If there was ever a timely DVD release, this is it: Craig Tanner's muckraking documentary takes aim at the fallacy that the current World Cup in South Africa will be good for the country in the long run. As Tanner sees it, the hundreds of millions of dollars spent to build brand-new stadiums in cities and towns to host World Cup games could have been better spent to help with the disastrous infrastructure of a nation that has a high murder rate, unemployment rate and increasingly bad news about AIDS victims. Tanner allows both sides to tell their stories: those who are pro-World Cup say that it will help pull everyone up by their bootstraps, while others -- who aren't against the tournament per se -- see the irony in building huge stadiums that will probably never be used again by other sports teams or by the people who live near them. Tanner eschews nuance, showing everything in black and white , but he makes some challenging assertions that needed to be brought up. Extras include additional interviews.
CDs of the Week
Old World--New World: Emerson String Quartet (Deutsche Grammophon)

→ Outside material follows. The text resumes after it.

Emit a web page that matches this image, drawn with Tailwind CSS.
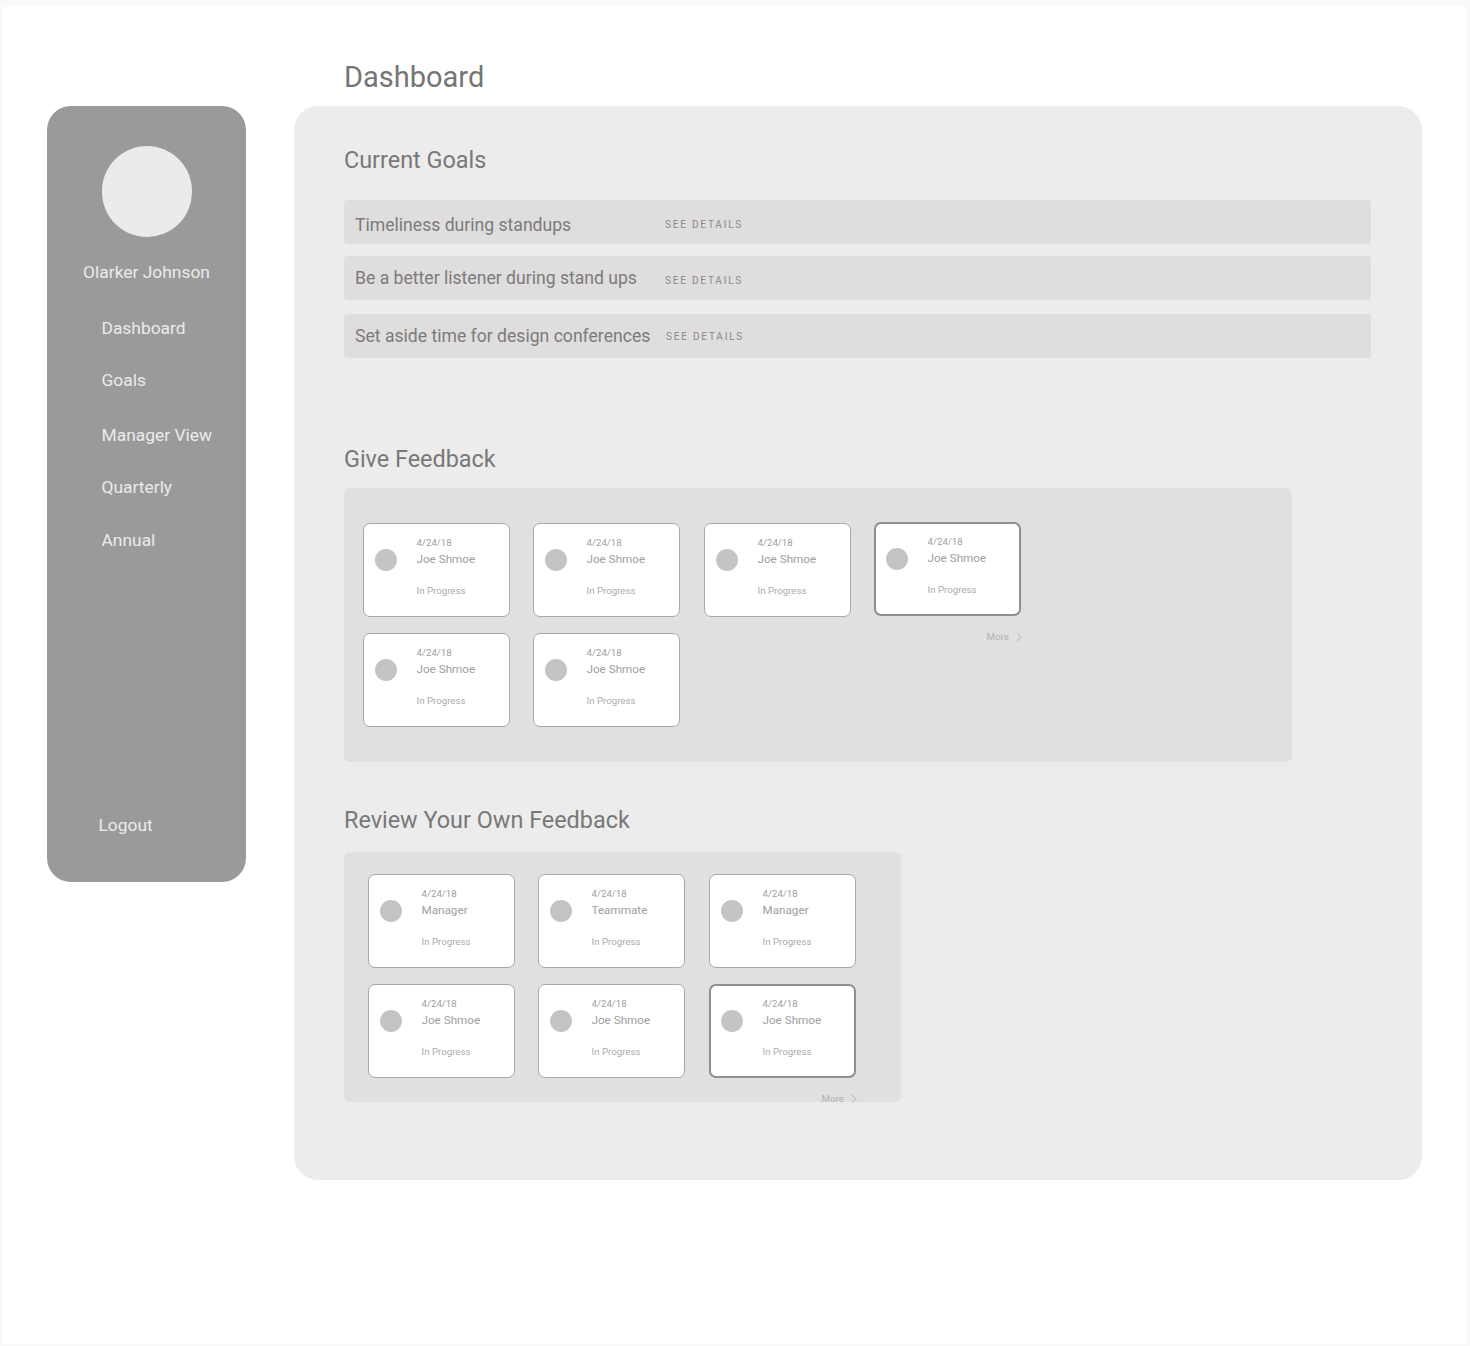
<!DOCTYPE html>
<html lang="en">
<head>
    <meta charset="UTF-8">
    <meta name="viewport" content="width=device-width, initial-scale=1.0">
    <title>Dashboard</title>
    <script src="https://cdn.jsdelivr.net/npm/@tailwindcss/browser@4"></script>
</head>
<body class="bg-[#f9f9f9] font-['Roboto',sans-serif]">
    <div class="mx-[3px] mt-[6px] h-[1338px] w-[1464px] overflow-hidden bg-white pl-[44px] pt-[100px]">
        <div class="flex items-start gap-[48px]">

            <!-- sidebar -->
            <aside class="flex h-[776px] w-[199px] flex-col rounded-[24px] bg-[#9a9a9a] text-[17.4px] text-[#ebebeb]">
                <div class="ml-[54.5px] mt-[40px] h-[90.5px] w-[90.5px] rounded-full bg-[#ebebeb]"></div>
                <div class="mt-[23.5px] h-[24px] text-center leading-[24px]">Olarker Johnson</div>
                <nav class="ml-[54.5px] mt-[32px] flex flex-col leading-[24px]">
                    <a class="h-[52px]">Dashboard</a>
                    <a class="h-[55px]">Goals</a>
                    <a class="h-[52px]">Manager View</a>
                    <a class="h-[53px]">Quarterly</a>
                    <a class="h-[24px]">Annual</a>
                </nav>
                <a class="ml-[51.5px] mt-[261px] leading-[24px]">Logout</a>
            </aside>

            <div class="relative h-[1074px] w-[1128px] rounded-[24px] bg-[#ececec] pl-[50px] pt-[38px]">
                <h1 class="absolute left-[50px] top-[-47px] text-[29px] leading-[36px] text-[#757575]">Dashboard</h1>

                <h2 class="h-[32px] text-[23.4px] leading-[32px] text-[#787878]">Current Goals</h2>
                <div class="mt-[24px] flex w-[1027px] flex-col">
                    <div class="flex h-[44px] items-center rounded-[4px] bg-[#dfdddd] pl-[11px] pt-[5px] text-[17.6px] text-[#7b7b7b]">
                        <span class="mt-[2px] w-[310px]">Timeliness during standups</span>
                        <span class="text-[10px] tracking-[1.8px] text-[#8a8a8a]">SEE DETAILS</span>
                    </div>
                    <div class="mt-[12px] flex h-[44px] items-center rounded-[4px] bg-[#dfdddd] pl-[11px] text-[17.6px] text-[#7b7b7b]">
                        <span class="w-[310px]">Be a better listener during stand ups</span>
                        <span class="mt-[5px] text-[10px] tracking-[1.8px] text-[#8a8a8a]">SEE DETAILS</span>
                    </div>
                    <div class="mt-[14px] flex h-[44px] items-center rounded-[4px] bg-[#dfdddd] pl-[11px] text-[17.6px] text-[#7b7b7b]">
                        <span class="mt-px w-[311px]">Set aside time for design conferences</span>
                        <span class="mt-px text-[10px] tracking-[1.8px] text-[#8a8a8a]">SEE DETAILS</span>
                    </div>
                </div>

                <h2 class="mt-[85px] h-[32px] text-[23.4px] leading-[32px] text-[#787878]">Give Feedback</h2>
                <div class="relative mt-[13px] h-[274px] w-[948px] rounded-[6px] bg-[#e0e0e0] pl-[19px] pt-[35px]">
                    <div class="flex gap-x-[23px]">
                        <div class="box-border flex h-[94px] w-[147px] items-start rounded-[7px] border border-[#a8a8a8] bg-white pl-[11px] pt-[13px]">
                            <div class="mt-[12px] h-[22px] w-[22px] shrink-0 rounded-full bg-[#c4c4c4]"></div>
                            <div class="ml-[19.5px] text-[#a0a0a0]">
                                <div class="text-[9.7px] leading-[12px]">4/24/18</div>
                                <div class="mt-[2px] text-[11.7px] leading-[16px]">Joe Shmoe</div>
                                <div class="mt-[18px] text-[9.7px] leading-[12px] text-[#ababab]">In Progress</div>
                            </div>
                        </div>
                        <div class="box-border flex h-[94px] w-[147px] items-start rounded-[7px] border border-[#a8a8a8] bg-white pl-[11px] pt-[13px]">
                            <div class="mt-[12px] h-[22px] w-[22px] shrink-0 rounded-full bg-[#c4c4c4]"></div>
                            <div class="ml-[19.5px] text-[#a0a0a0]">
                                <div class="text-[9.7px] leading-[12px]">4/24/18</div>
                                <div class="mt-[2px] text-[11.7px] leading-[16px]">Joe Shmoe</div>
                                <div class="mt-[18px] text-[9.7px] leading-[12px] text-[#ababab]">In Progress</div>
                            </div>
                        </div>
                        <div class="ml-px box-border flex h-[94px] w-[147px] items-start rounded-[7px] border border-[#a8a8a8] bg-white pl-[11px] pt-[13px]">
                            <div class="mt-[12px] h-[22px] w-[22px] shrink-0 rounded-full bg-[#c4c4c4]"></div>
                            <div class="ml-[19.5px] text-[#a0a0a0]">
                                <div class="text-[9.7px] leading-[12px]">4/24/18</div>
                                <div class="mt-[2px] text-[11.7px] leading-[16px]">Joe Shmoe</div>
                                <div class="mt-[18px] text-[9.7px] leading-[12px] text-[#ababab]">In Progress</div>
                            </div>
                        </div>
                        <div class="mt-[-1px] box-border flex h-[94px] w-[147px] items-start rounded-[7px] border-2 border-[#8f8f8f] bg-white pl-[10px] pt-[12px]">
                            <div class="mt-[12px] h-[22px] w-[22px] shrink-0 rounded-full bg-[#c4c4c4]"></div>
                            <div class="ml-[19.5px] text-[#a0a0a0]">
                                <div class="text-[9.7px] leading-[12px]">4/24/18</div>
                                <div class="mt-[2px] text-[11.7px] leading-[16px]">Joe Shmoe</div>
                                <div class="mt-[18px] text-[9.7px] leading-[12px] text-[#ababab]">In Progress</div>
                            </div>
                        </div>
                    </div>
                    <div class="mt-[16px] flex gap-x-[23px]">
                        <div class="box-border flex h-[94px] w-[147px] items-start rounded-[7px] border border-[#a8a8a8] bg-white pl-[11px] pt-[13px]">
                            <div class="mt-[12px] h-[22px] w-[22px] shrink-0 rounded-full bg-[#c4c4c4]"></div>
                            <div class="ml-[19.5px] text-[#a0a0a0]">
                                <div class="text-[9.7px] leading-[12px]">4/24/18</div>
                                <div class="mt-[2px] text-[11.7px] leading-[16px]">Joe Shmoe</div>
                                <div class="mt-[18px] text-[9.7px] leading-[12px] text-[#ababab]">In Progress</div>
                            </div>
                        </div>
                        <div class="box-border flex h-[94px] w-[147px] items-start rounded-[7px] border border-[#a8a8a8] bg-white pl-[11px] pt-[13px]">
                            <div class="mt-[12px] h-[22px] w-[22px] shrink-0 rounded-full bg-[#c4c4c4]"></div>
                            <div class="ml-[19.5px] text-[#a0a0a0]">
                                <div class="text-[9.7px] leading-[12px]">4/24/18</div>
                                <div class="mt-[2px] text-[11.7px] leading-[16px]">Joe Shmoe</div>
                                <div class="mt-[18px] text-[9.7px] leading-[12px] text-[#ababab]">In Progress</div>
                            </div>
                        </div>
                    </div>
                    <div class="absolute left-[642.5px] top-[143px] flex items-center gap-[7px] text-[9.7px] leading-[12px] text-[#b0b0b0]">
                        More
                        <svg class="h-[10px] w-[6px]" viewBox="0 0 6 10" fill="none" stroke="#c4c4c4" stroke-width="1.2"><path d="M1 1l4 4-4 4"/></svg>
                    </div>
                </div>

                <h2 class="mt-[42px] h-[32px] text-[23.4px] leading-[32px] text-[#787878]">Review Your Own Feedback</h2>
                <div class="relative mt-[16px] h-[250px] w-[557px] rounded-[6px] bg-[#e0e0e0] pl-[24px] pt-[22px]">
                    <div class="flex gap-x-[23px]">
                        <div class="box-border flex h-[94px] w-[147px] items-start rounded-[7px] border border-[#a8a8a8] bg-white pl-[11px] pt-[13px]">
                            <div class="mt-[12px] h-[22px] w-[22px] shrink-0 rounded-full bg-[#c4c4c4]"></div>
                            <div class="ml-[19.5px] text-[#a0a0a0]">
                                <div class="text-[9.7px] leading-[12px]">4/24/18</div>
                                <div class="mt-[2px] text-[11.7px] leading-[16px]">Manager</div>
                                <div class="mt-[18px] text-[9.7px] leading-[12px] text-[#ababab]">In Progress</div>
                            </div>
                        </div>
                        <div class="box-border flex h-[94px] w-[147px] items-start rounded-[7px] border border-[#a8a8a8] bg-white pl-[11px] pt-[13px]">
                            <div class="mt-[12px] h-[22px] w-[22px] shrink-0 rounded-full bg-[#c4c4c4]"></div>
                            <div class="ml-[19.5px] text-[#a0a0a0]">
                                <div class="text-[9.7px] leading-[12px]">4/24/18</div>
                                <div class="mt-[2px] text-[11.7px] leading-[16px]">Teammate</div>
                                <div class="mt-[18px] text-[9.7px] leading-[12px] text-[#ababab]">In Progress</div>
                            </div>
                        </div>
                        <div class="ml-px box-border flex h-[94px] w-[147px] items-start rounded-[7px] border border-[#a8a8a8] bg-white pl-[11px] pt-[13px]">
                            <div class="mt-[12px] h-[22px] w-[22px] shrink-0 rounded-full bg-[#c4c4c4]"></div>
                            <div class="ml-[19.5px] text-[#a0a0a0]">
                                <div class="text-[9.7px] leading-[12px]">4/24/18</div>
                                <div class="mt-[2px] text-[11.7px] leading-[16px]">Manager</div>
                                <div class="mt-[18px] text-[9.7px] leading-[12px] text-[#ababab]">In Progress</div>
                            </div>
                        </div>
                    </div>
                    <div class="mt-[16px] flex gap-x-[23px]">
                        <div class="box-border flex h-[94px] w-[147px] items-start rounded-[7px] border border-[#a8a8a8] bg-white pl-[11px] pt-[13px]">
                            <div class="mt-[12px] h-[22px] w-[22px] shrink-0 rounded-full bg-[#c4c4c4]"></div>
                            <div class="ml-[19.5px] text-[#a0a0a0]">
                                <div class="text-[9.7px] leading-[12px]">4/24/18</div>
                                <div class="mt-[2px] text-[11.7px] leading-[16px]">Joe Shmoe</div>
                                <div class="mt-[18px] text-[9.7px] leading-[12px] text-[#ababab]">In Progress</div>
                            </div>
                        </div>
                        <div class="box-border flex h-[94px] w-[147px] items-start rounded-[7px] border border-[#a8a8a8] bg-white pl-[11px] pt-[13px]">
                            <div class="mt-[12px] h-[22px] w-[22px] shrink-0 rounded-full bg-[#c4c4c4]"></div>
                            <div class="ml-[19.5px] text-[#a0a0a0]">
                                <div class="text-[9.7px] leading-[12px]">4/24/18</div>
                                <div class="mt-[2px] text-[11.7px] leading-[16px]">Joe Shmoe</div>
                                <div class="mt-[18px] text-[9.7px] leading-[12px] text-[#ababab]">In Progress</div>
                            </div>
                        </div>
                        <div class="ml-px box-border flex h-[94px] w-[147px] items-start rounded-[7px] border-2 border-[#8f8f8f] bg-white pl-[10px] pt-[12px]">
                            <div class="mt-[12px] h-[22px] w-[22px] shrink-0 rounded-full bg-[#c4c4c4]"></div>
                            <div class="ml-[19.5px] text-[#a0a0a0]">
                                <div class="text-[9.7px] leading-[12px]">4/24/18</div>
                                <div class="mt-[2px] text-[11.7px] leading-[16px]">Joe Shmoe</div>
                                <div class="mt-[18px] text-[9.7px] leading-[12px] text-[#ababab]">In Progress</div>
                            </div>
                        </div>
                    </div>
                    <div class="absolute left-[477.5px] top-[241px] flex items-center gap-[7px] text-[9.7px] leading-[12px] text-[#b0b0b0]">
                        More
                        <svg class="h-[10px] w-[6px]" viewBox="0 0 6 10" fill="none" stroke="#c4c4c4" stroke-width="1.2"><path d="M1 1l4 4-4 4"/></svg>
                    </div>
                </div>
            </div>
        </div>
    </div>
</body>
</html>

Most people only know Czech composer Antonin Dvorak's New World Symphony, based on themes from his stay in America. However, he composed other works related to his time in the U.S., including the magnificent American string quintet, a highlight of the Emerson String Quartet's impressive three-disc set championing Dvorak's chamber music. Violist Paul Neubauer expertly plays the quintet's additional viola part, while the Emersons handle the rest of this immediately appealing music by themselves. In addition to splendid performances of four of Dvorak's mature quartets, the Emersons also pull out of mothballs his Cypresses, wonderfully evocative songs originally composed for piano and voice that are given added emotional shading in this attractive arrangement.
After releasing superb complete editions of songs by such great composers as Franz Schubert, Robert Schumann, and Gabriel Faure, the Hyperion label now ventures into the world of Johannes Brahms, whose vocal works are less immediately appealing than those aforementioned masters, but who also penned several gems. In this first Brahms volume, Austrian mezzo Angelika Kirchschlager is teamed with her frequent recital partner, British pianist Graham Johnson, who are well-suited to these melodically lovely lieder. Kirchschlager, in her element with these German-language songs, sounds especially beguiling on this disc's most famous song cycle, the Sieben Lieder. Other, more obscure tunes include several charming works based on folk tunes. Johnson is not only a sensitive piano accompanist, but also contributes informative program notes which add immeasurably to the listening experience.